おそらく彼はずっと孤独だったのだろう。そしておそらく彼は、40年間ずっと諦めていないのだろう。今作はゴールではなく、偉大なアーティストによる40年目のアルバムというだけのこと。アルバム最後に収録されている「LAST SONG」を聴いて、彼が40年もの間、第一線でロックを鳴らし続けてきた理由と、“ロック”というもの、そして矢沢永吉というアーティストの本質を少しだけ理解できたような気がする。

JUNGLE☆LIFE 編集長 山中毅

3. 30代 / 思い出せ、“いのち賭けてもいいほど 美しい何かを”

“ホントはもう気付いて いるんだろう 時代のせいばかりじゃ 無いことを” そんな歌い出しに、思わずドキッとさせられた。それは今の社会状況に蔓延する空気の核心を突く一言ではないか。不況、就職難、政治不信…数え上げればキリのない閉塞状況の全てをどこか他人のせいにして、目を逸らし続ける人々。
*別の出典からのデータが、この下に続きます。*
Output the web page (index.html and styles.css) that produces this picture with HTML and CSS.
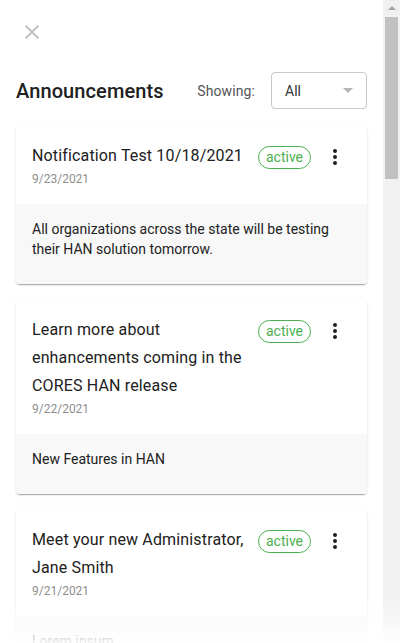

そこに“オマエはどうなんだい?”と矢沢永吉は投げかける。冒頭のフレーズから始まる1曲目「IT'S UP TOU YOU!」のタイトル通り、「オマエ次第だ!」と。40周年の節目に放たれる『Last Song』という意味深なタイトルのニューアルバム。もしかしたら…などという安直な考えを一瞬で吹き飛ばすだけでなく、逆に聴く側にハッパをかけるような作品だと感じた。“心がまた疼く ふざけんなって吠えてみろ”と歌うM-9「吠えろこの街に」。心の奥底から湧き上がるような衝動や熱情を、誰もが人生で一度は体験したことがあるだろう。思い出せ、“いのち賭けてもいいほど 美しい何かを”(M-11「LAST SONG」)。40年間の長きに渡り磨き続けてきた男の“歌”は、どんな言葉もリアルに響かせる。そして我々に生きる意味を問いかけ、再び奮い立たせるのだ。

JUNGLE☆LIFE 副編集長 IMAI

4. 20代 / 平成生まれのライブ狂いも魅了する“スター”のオーラ

矢沢永吉といえば、字面を見るだけでも威厳を感じてしまう。しかしながら、平成生まれの私が彼の作品をフルで聴くのはこれが初めて。“いきなり40周年という節目の大作に触れるだなんて…!”と恐縮するとともに、内心では“ギラギラした曲ばっかりちゃうの? 11曲も連続して聴けるか不安やわあ”なんて思っていた。
とにかく再生してみると、ジャキジャキと鳴らされるギターと熱気を感じる8ビート。出ました、イメージ通りのロックンロールナンバー。しかし、親しみやすい爽快なチューンや歌謡曲テイストなミドルチューンと、次々に色を変えていく。M-11「LAST SONG」なんて、思わず「あらら? これが矢沢永吉?」と驚いてしまうほど。夕暮れの穏やかな川を思わせるメロディアスなバラードで、じっくり聴いているとせせらぎの音さえ聞こえてきた。…入り込みすぎである。
バラエティー豊富で最後まで飽きさせないアルバム構成に加えて、どの楽曲からも“スター”のオーラがプンプン漂っている。ライブハウスでのライブが大好きな私だけれど、“これは広大な日産スタジアムで映えるだろうなあ”と、彼のステージにも興味が湧いてきたのだった。